Sincerely, Carlton III
Edit:
I realized after reading The fluid-mosaic model (Singer and Nicholson, 1972) and Revisiting the fluid mosaic model of membrane structure, I realized that I did not have a basic understanding of the thermodynamic principles espoused in Singer’s article.
So, after combing the internet, I found an essay by Erwin Schrodinger titled “What is Life.” I’ve been reading, and this passage seemed relevant to my question about the significance of the phospholipid bilayer.
“PHYSICAL LAWS REST ON ATOMIC STATISTICS AND ARE THEREFORE ONLY APPROXIMATE And why could all this not be fulfilled in the case of an organism composed of a moderate number of atoms only and sensitive already to the impact of one or a few atoms only? Because we know all atoms to perform all the time a completely disorderly heat motion, which, so to speak, opposes itself to their orderly behaviour and does not allow the events that happen between a small number of atoms to enrol themselves according to any recognizable laws. Only in the co- operation of an enormously large number of atoms do statistical laws begin to operate and control the behaviour of these assemblies with an accuracy increasing as the number of atoms involved increases.” —Schrodinger
It was here that I realized that a higher number of atoms allowed not only for statistical laws to control the behavior of the assemblies, but that the higher amount of smaller parts created a recognizable pattern that conforms to the laws of statistics.
At first glance, It doesn’t matter how large or small the parts are, what matters is how they compose a larger whole due to their behavior, and the behavior is determined by their properties.
Maybe atoms are the “smallest” parts because less surface area allows for more powerful and simple properties. And in relation to biology, more complexity is added to the larger “wholes” that are made of smaller parts.
A single Atom is simpler than a single cell by virtue of cells being comprised of many atoms.
Another thing Schrodinger wrote is this:
“ An entire newcomer should not expect to obtain from the following few pages a full understanding and appreciation of the subject, which is associated with the illustrious names of Ludwig Boltzmann and Willard Gibbs and treated in textbooks under the name of 'statistical thermodynamics'. If you fill an oblong quartz tube with oxygen gas and put it into a magnetic field, you find that the gas is magnetized. The magnetization is due to the fact that the oxygen molecules are little magnets and tend to orientate themselves parallel to the field, like a compass needle. But you must not think that they actually all turn parallel. For if you double the field, you get double the magnetization in your oxygen body, and that proportionality goes on to extremely high field strengths, the magnetization increasing at the rate of the field you apply. This is a particularly clear example of a purely statistical law. The orientation the field tends to produce is continually counteracted by the heat motion, which works for random orientation. The effect of this striving is, actually, only a small preference for acute over obtuse angles between the dipole axes and the field. Though the single atoms change their orientation incessantly, they produce on the average (owing to their enormous number) a constant small preponderance of orientation in the direction of the field and proportional to it. This ingenious explanation is due to the French physicist P. Langevin. It can be checked in the following way. If the observed weak magnetization is really the outcome of rival tendencies, namely, the magnetic field, which aims at combing all the molecules parallel, and the heat motion, which makes for random orientation, then it ought to be possible to increase the magnetization by weakening the heat motion, that is to say, by lowering the temperature, instead of reinforcing the field” —Schrodinger
By lowering the temperature, you lower the environment’s resistance to the behavior of the assembly of oxygen. By doubling the environment, you double the behavior of the assembly of oxygen.

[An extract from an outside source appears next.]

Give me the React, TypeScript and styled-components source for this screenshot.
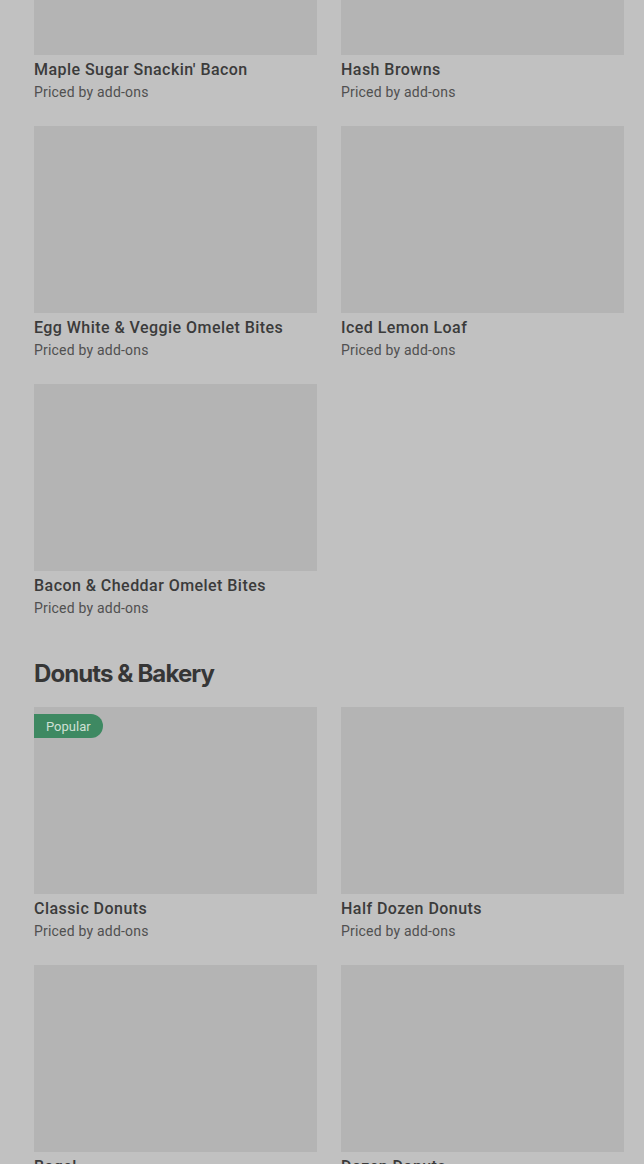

Likewise, maybe, through optimal conditions and or more and more atoms, you are able to increase the output of the behavior that is controlled by statistical laws.
Finally, maybe, the phospholipid bilayer is but one step towards a more complex system. From atoms to molecules, to a whole cell... and optimal conditions or more atoms increase the likelihood of life, from the simplest to the most complex.
Of course, I have no idea what kind of conditions would allow a transition from let’s say a fish to a reptile.
Edit2: So basically, the bilayer being a two dimensional fluid is a function of the distinct parts of the bilayer conforming to statistical laws to create a more complex system by necessity.